Until I do, I'm not ready to move.

Wednesday, June 1, 2011

More neat Javascript tricks

JQuery WormHole. An intuitive way to drag things between containers. This is the kind of thing that could so easily be a building block in an advanced UI description language.

Speaking of which, I'm making loads of progress on HTML::Declarative in the context of WWW::Publisher. Nearly to the point where I can see where that advanced UI description language might come from.

Unicode

A fantastic, fantastic tchrist comment on StackOverflow about UTF-8 and Unicode handling in Perl. Honestly, this should be read repeatedly.

Before I get too much further with Decl, I really need to sit down and think hard about text encodings. I mean, I treat text as a separate datatype already, essentially - it should be fully Unicode-aware. Which is not easy.
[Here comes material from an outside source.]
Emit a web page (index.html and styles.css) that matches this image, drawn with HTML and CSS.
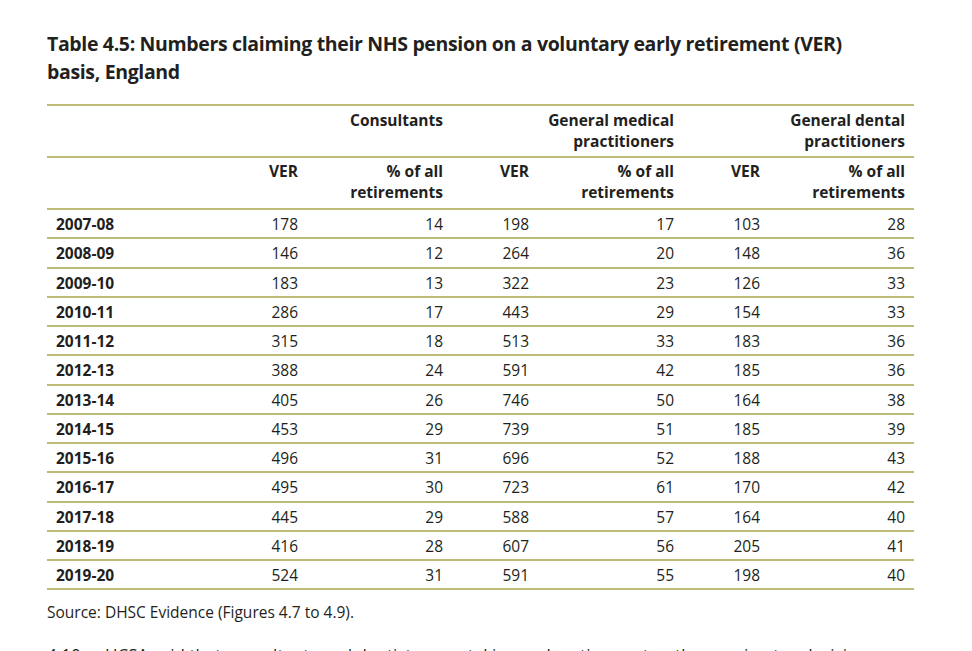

Article: Don't Design like a Programmer

Some excellent UI design tips that highlight the differences in thought between the UI designer and the programmer. tl;dr: think of UI in terms of the tasks your user is performing, not in terms of the underlying data structures you've built to support those tasks.

Formly: Javascript form pretty-izer

This is cool. More to the point for me, it would be convenient to mine it for good form design macros.